What started out as a means to create craft beer options has blossomed into a group of people conversing, sharing and enjoying each other’s company over a pint. The group, which started out as Gresham’s friends or friends of Gresham’s friends, has welcomed out-of-towners who share a similar craft beer passion.
“We just moved out here in June, saw their tent out there on Third Thursdays and introduced ourselves,” said Steve Tremaine, who recently moved to Sheridan from Oregon with his wife, Barbara. “We went to the next meeting and have been coming ever since.”
Tremaine has been homebrewing for the majority of his life. His lifelong passion had a place in his garage when he lived in the more temperate climates of California and Oregon.
Wyoming’s winters make it difficult to have a year-round homebrew operation, and that’s where Sheridan’s microbreweries have come into play. Both Black Tooth Brewing Company and Luminous Brewhouse have allowed the organization to utilize their facilities for brew days and events while also donating ingredients and giving advice during tastings.
Gresham would like to see the club continue to grow. He’d like to someday purchase a community space where members can meet and brew at their leisure.
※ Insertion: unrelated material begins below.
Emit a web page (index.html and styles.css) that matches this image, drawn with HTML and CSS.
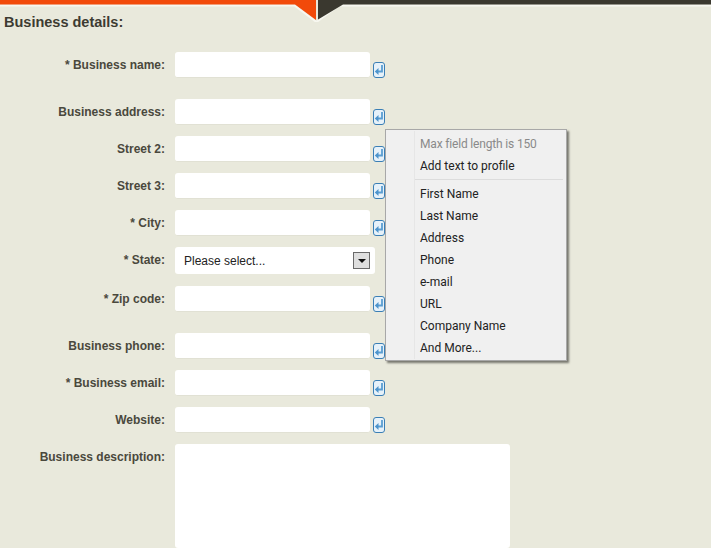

The organization has come a long way. What started out as an idea and grew by word of mouth has turned into a Sheridan staple.
Gresham, who is married with kids, now has that beer to reach for while relaxing in his backyard. Maybe it’s Feather’s popular habanero-lime concoction or one of Tremaine’s double Indian Pale Ales that he cooked up, or perhaps it’s another byproduct of the nonprofit Gresham built seven years ago.
Whichever one he chooses, they all have a flavor unique to Sheridan and the people who brew it.